Given an array of n distinct non-empty strings, you need to generate minimal possible abbreviations for every word following rules below.
Begin with the first character and then the number of characters abbreviated, which followed by the last character.
If there are any conflict, that is more than one words share the same abbreviation, a longer prefix is used instead of only the first character until making the map from word to abbreviation become unique. In other words, a final abbreviation cannot map to more than one original words.
If the abbreviation doesn't make the word shorter, then keep it as original.
Example:
Input: ["like", "god", "internal", "me", "internet", "interval", "intension", "face", "intrusion"]
Output: ["l2e","god","internal","me","i6t","interval","inte4n","f2e","intr4n"]
Note:
Both n and the length of each word will not exceed 400.
The length of each word is greater than 1.
The words consist of lowercase English letters only.
The return answers should be in the same order as the original array.
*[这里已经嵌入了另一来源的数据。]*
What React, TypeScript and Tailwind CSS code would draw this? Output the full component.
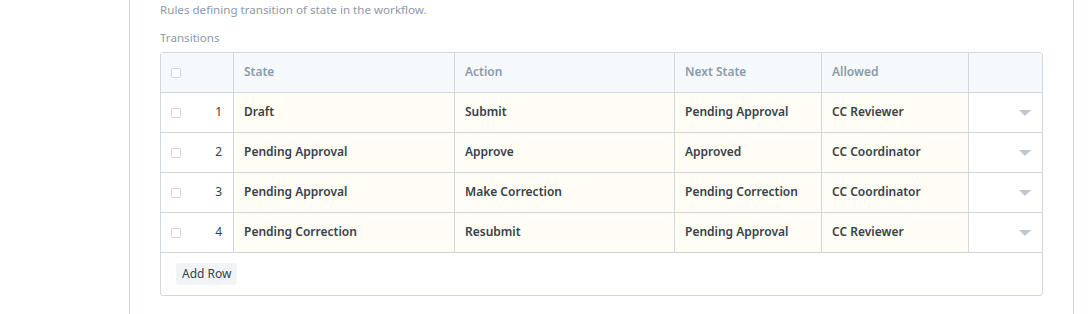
import React from 'react';

interface Transition {
  id: number;
  state: string;
  action: string;
  nextState: string;
  allowed: string;
}

const rows: Transition[] = [
  { id: 1, state: 'Draft', action: 'Submit', nextState: 'Pending Approval', allowed: 'CC Reviewer' },
  { id: 2, state: 'Pending Approval', action: 'Approve', nextState: 'Approved', allowed: 'CC Coordinator' },
  { id: 3, state: 'Pending Approval', action: 'Make Correction', nextState: 'Pending Correction', allowed: 'CC Coordinator' },
  { id: 4, state: 'Pending Correction', action: 'Resubmit', nextState: 'Pending Approval', allowed: 'CC Reviewer' },
];

const Checkbox: React.FC = () => (
  <span className="block w-[10px] h-[10px] rounded-[2px] border border-[#d1d8dd] bg-white" />
);

const App: React.FC = () => {
  const cols = 'grid grid-cols-[73px_221px_220px_147px_147px_73px]';

  return (
    <div className="min-h-[314px] bg-white font-['Noto_Sans',sans-serif] text-[12px]">
      <div className="ml-[129px] w-[945px] min-h-[314px] border-x border-[#d1d8dd] px-[30px]">
        <p className="pt-[2px] text-[11.6px] leading-[16px] text-[#8d99a6]">
          Rules defining transition of state in the workflow.
        </p>
        <p className="mt-[12px] text-[11.6px] leading-[16px] text-[#8d99a6]">Transitions</p>

        <div className="mt-[6px] w-[883px] border border-[#d1d8dd] rounded-[3px]">
          {/* header */}
          <div className={`${cols} h-[40px] bg-[#f5f9fc] border-b border-[#d1d8dd] font-semibold text-[#8d99a6]`}>
            <div className="flex items-center pl-[10px] border-r border-[#d1d8dd]">
              <Checkbox />
            </div>
            <div className="flex items-center px-[10px] pb-[2px] border-r border-[#d1d8dd]">State</div>
            <div className="flex items-center px-[10px] pb-[2px] border-r border-[#d1d8dd]">Action</div>
            <div className="flex items-center px-[10px] pb-[2px] border-r border-[#d1d8dd]">Next State</div>
            <div className="flex items-center px-[10px] pb-[2px] border-r border-[#d1d8dd]">Allowed</div>
            <div />
          </div>

          {rows.map((r) => (
            <div key={r.id} className={`${cols} h-[40px] border-b border-[#d1d8dd] text-[#36414c]`}>
              <div className="flex items-center justify-between pl-[10px] pr-[11px] border-r border-[#d1d8dd] bg-white">
                <Checkbox />
                <span className="-mt-[2px]">{r.id}</span>
              </div>
              <div className="flex items-center px-[10px] pb-[2px] border-r border-[#d1d8dd] bg-[#fffdf4] font-semibold">{r.state}</div>
              <div className="flex items-center px-[10px] pb-[2px] border-r border-[#d1d8dd] bg-[#fffdf4] font-semibold">{r.action}</div>
              <div className="flex items-center px-[10px] pb-[2px] border-r border-[#d1d8dd] bg-[#fffdf4] font-semibold">{r.nextState}</div>
              <div className="flex items-center px-[10px] pb-[2px] border-r border-[#d1d8dd] bg-[#fffdf4] font-semibold">{r.allowed}</div>
              <div className="flex items-center justify-end pr-[11px] bg-white">
                <svg width="12" height="6" viewBox="0 0 12 6">
                  <path d="M0 0 L12 0 L6 6 Z" fill="#c0c6cc" />
                </svg>
              </div>
            </div>
          ))}

          <div className="h-[42px] flex items-center px-[15px]">
            <button className="h-[22px] px-[6px] rounded-[3px] bg-[#f0f4f7] text-[#36414c] text-[12px]">
              Add Row
            </button>
          </div>
        </div>
      </div>
    </div>
  );
};

export default App;
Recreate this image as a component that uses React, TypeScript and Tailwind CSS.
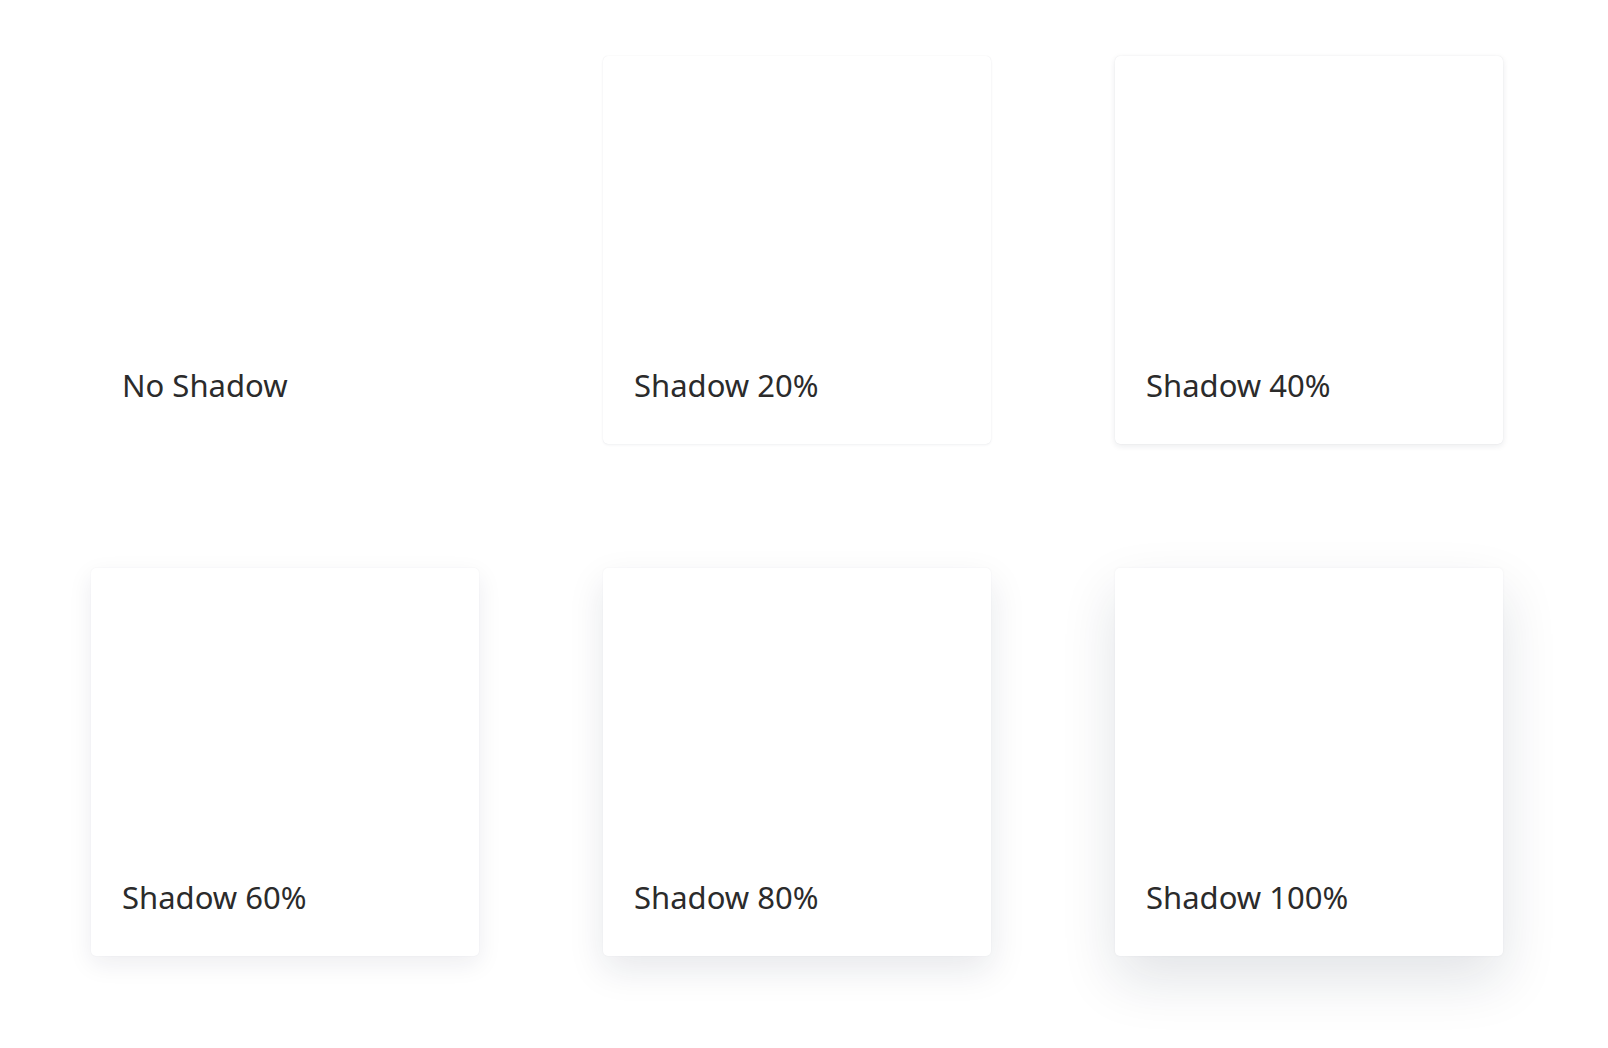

internal和interval是典型的死杠上的一對,i6l,in5l,int4l,inte3l,inter2l,統統沖突,而再往后的縮寫長度就和原字符串一樣了,所以二者就都保留了原樣。
由于每個單詞的縮寫形式中數字前面的字母個數不一定相同,所以我們用一個pre數組來記錄每個單詞縮寫形式開頭字母的長度,初始化都為1,然后先求出所有單詞pre為1的縮寫形式,再來進行沖突處理。我們遍歷每一個縮寫字符串,進行while循環,新建一個集合set,然后遍歷其他所有字符串,所有發現沖突字符串,就把沖突字符串的坐標存入集合中,如果沒有沖突,那么集合為空,直接break掉,如果由沖突,那么還要把當前遍歷的位置i加入結合中,然后遍歷集合中所有的位置,對其調用縮寫函數,此時pre對應的值自增1,直到沒有沖突存在為止
Solution1:
思路:
Time Complexity: O(N^2) Space Complexity: O(N)
Solution2(更好):
思路: check沖突借助借助HashMap(str_abbr -> count)達到 O(n)
temp也可以直接用arraylist,一樣的
Time Complexity: O(N) Space Complexity: O(N)
Solution1 Code:
class Solution {
public List<String> wordsAbbreviation(List<String> dict) {
int len=dict.size();
String[] ans=new String[len];
int[] prefix=new int[len]; // 記錄每個單詞縮寫形式開頭連續字母的長度
// 起初縮1
for (int i=0;i<len;i++) {
prefix[i]=1;
ans[i]=makeAbbr(dict.get(i), 1); // make abbreviation for each string
}
// 遍歷結果看有沒有沖突,借助hashset
// 但是是O(n^2)
for (int i=0;i<len;i++) {
while (true) {
HashSet<Integer> set=new HashSet<>();
for (int j=i+1;j<len;j++) {
if (ans[j].equals(ans[i])) { // check all strings with the same abbreviation
set.add(j);
}
}
if (set.isEmpty()) break;
set.add(i);
for (int k: set) {
ans[k]=makeAbbr(dict.get(k), ++prefix[k]); // increase the prefix, 進一步縮
}
}
}
return Arrays.asList(ans);
}
// string 最后一個元素向前后面倒數k個 縮寫
private String makeAbbr(String s, int k) {
if (k>=s.length()-2) return s;
StringBuilder builder=new StringBuilder();
builder.append(s.substring(0, k));
builder.append(s.length()-1-k);
builder.append(s.charAt(s.length()-1));
return builder.toString();
}
}
Solution2 Code:
class Solution {
public List<String> wordsAbbreviation(List<String> dict) {
String[] temp = new String[dict.size()]; // current str_abbr
if (dict == null || dict.size() == 0) return Arrays.asList(temp);
HashMap<String, Integer> map = new HashMap<>(); // (str_abbr -> count)
int[] prefix = new int[dict.size()];
// 起初縮1
for (int i = 0; i < dict.size(); i++) {
prefix[i] = 1;
temp[i] = getAbbr(dict.get(i), 1);
map.put(temp[i], map.getOrDefault(temp[i], 0) + 1);
}
// 遍歷結果看有沒有沖突,借助HashMap O(n)
while (true) {
boolean isUnique = true;
for (int i = 0; i < temp.length; i++) {
if (map.get(temp[i]) > 1) {
isUnique = false;
prefix[i]++;
temp[i] = getAbbr(dict.get(i), prefix[i]);
map.put(temp[i], map.getOrDefault(temp[i], 0) + 1);
}
}
if (isUnique) break;
}
return Arrays.asList(temp);
}
private String getAbbr(String word, int p) {
if (p + 2 >= word.length()) return word;
return word.substring(0, p) + String.valueOf(word.length() - p - 1) + word.substring(word.length() - 1);
}
}